Which explains two things. My enduring love of comics, and my inability to add up without using my fingers.
Thinking about it, I was grokking those books rather than reading them. Scuse the Heinlein.
The other source of comicy goodness when I was little came from my Uncle Doug. I will, with his permission, talk more about my Heavy Metal Uncle at a later date, but for now let’s just discuss his exquisite good taste. Doug had a cupboard full of carefully boxed Corgi Bond cars, which I and my brother gleefully trashed in frantic reenactments of the car chases from Goldfinger. Doug had a cupboard full of mid-60’s TinTin reprints, which I snorted. They were familiar and strange at the same time. Guns suddenly went Bang instead of PAN. Snowy’s bark was just that, instead of the AIIIooo that Herge had written for him.
But this was just the core of the motherlode. He also had a pile of Marvel and Mad annuals, and it was these that well and truly spun my head the wrong way on it’s thread.
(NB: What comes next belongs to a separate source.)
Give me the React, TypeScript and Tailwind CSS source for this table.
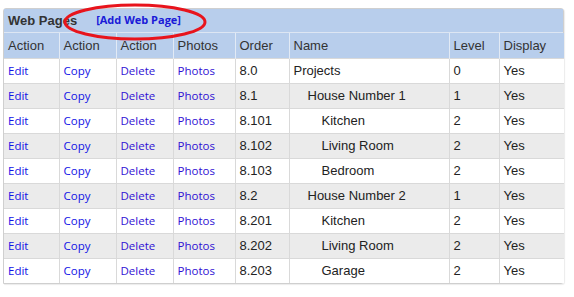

Early adventures of the Avengers and Iron Man were snarfed next to the exquisite parodies and appalling jokes of Mort Drucker, Don Martin, Wally Wood and (yes, finally, we get to the point) Will Elder.
The news last week that Will had died at the age of ninety-five dried something up in me. I would spend hours poring over the insanely detailed artwork he would regularly fire off for Mad. Here’s an example that seems to be popping up quite a bit in the backwash of the announcement: RESTAURANT.
He was an extraordinary draughtsman, an amazing storyteller, and to my mind should be lauded with the guy I frequently used to mix him up with, Will Eisner. Through such errors are other great connections made. It should be pointed out, though, that you only assert that Will Elder created The Spirit to a comics-literate crowd once. Believe me, the memory still brings a flush up my collar.
Will Elder’s work was a gateway to some serious influences on my creative life, and fostered an enduring love in clean, cartoony and complex illustration. It’s a heartcracker that he’s gone, but I’m forever grateful for the path on which he put me.
Hey Will, how’s yer ma?
…and the quote of the day…
Katherine has a pink button on her backpack which reads “I’m not shy, I’m studying my prey.”